Living more creatively
in the kitchen and beyond
Originally published in the Santa Cruz Sentinel July 12, 2013
The brilliant writer Michael Pollan, famous for making Americans rethink their relationship to the land and the food they eat, spoke at Santa Cruz High School last month about his new book “Cooked: a natural history of transformation.” There are no recipes in this book about cooking. Rather, Pollan explores the act of cooking at home, because, he writes, it’s “the most important thing an ordinary person can do to help reform the American food system, to make it healthier and more sustainable.”
Pollan told the sold-out
Santa Cruz crowd that the average American spends a mere 27 minutes a day on
food preparation and another four minutes cleaning up, which is less than half
of what his mother (and mine) spent cooking and cleaning up in the 1960s. With
Americans watching 34 hours of television a week, and 8 in 10 Americans
watching the vast assortment of cooking shows, Pollan suggests that a great
many Americans are spending considerably more time watching images of cooking
on television than they are cooking themselves.
Of course what Pollan is also suggesting is that living healthier and
more sustainably is also dependent upon our willingness to live more
creatively. If creativity is a three step process—from concept, to planning, to
production—we’ve missed out completely when we merely watch others cook. What’s
more, we’ve willingly traded the smell, taste and health benefits of delicious
home cooking for a passive bit of entertainment.

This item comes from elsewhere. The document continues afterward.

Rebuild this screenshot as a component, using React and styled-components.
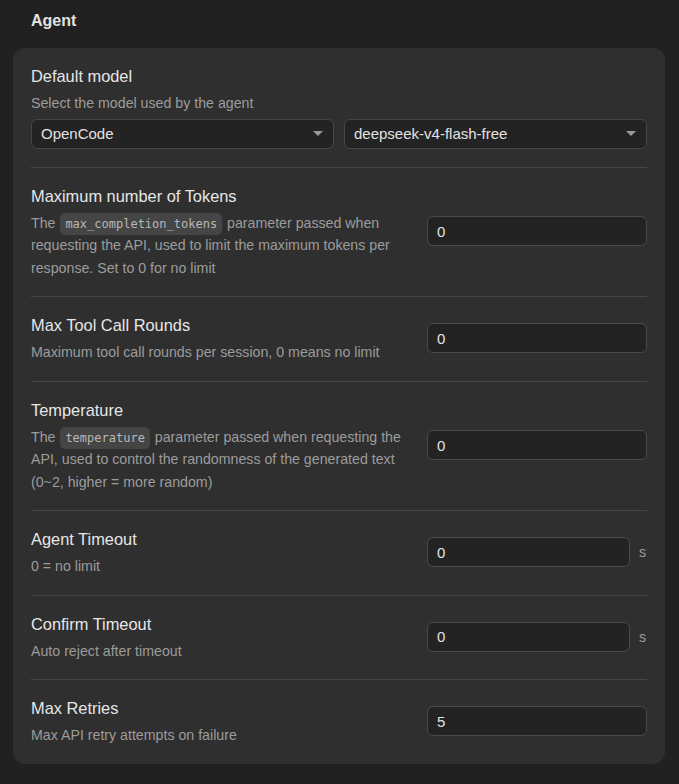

So, it’s all the more amazing when you discover people who don’t fit
the reality-TV-watching demographic, who spend their time creating things that promote
sustainability and self-sufficiency and do it without a recipe before them—who
spend time imagining, engineering, and then executing, and who aren’t afraid to
learn through trial and error.
Rachel Santos is one such person. A resident of Aromas, she recently traveled
to New York City for the first time in her life, to become a winner in the 7th
Annual Independent Handbag Designer Awards. Attended by industry notables, the
award ceremony honored winners in six categories, and Santos’s lovely woven
bucket bag won the Timberland Best Green Handbag award, which requires the bag
be made out of sustainable, recycled or organic materials.
She loves to ask others what they think her shiny black bags are made
from, because the usual guess is leather. Folks are surprised when she tells
them the leather is actually reclaimed bicycle inner-tubes. Her handbags don’t
look, smell or feel like bicycle inner-tubes, because they’ve been utterly
transformed.
To win such a prestigious award is all the more amazing when you learn
that she began working with rubber as a textile only a year ago. But it seemed
to be the perfect fit for a woman with a degree in environmental studies, a
15-year career working in open space preservation, and a family-nurtured talent
for crafting. In her line of work especially, she is constantly considering
end-of-life (EOL) materials and asking herself how they could be resurrected
and given new life.
Besides
handbags, Santos also uses the rubber and valves from spent
inner-tubes to make
bracelets.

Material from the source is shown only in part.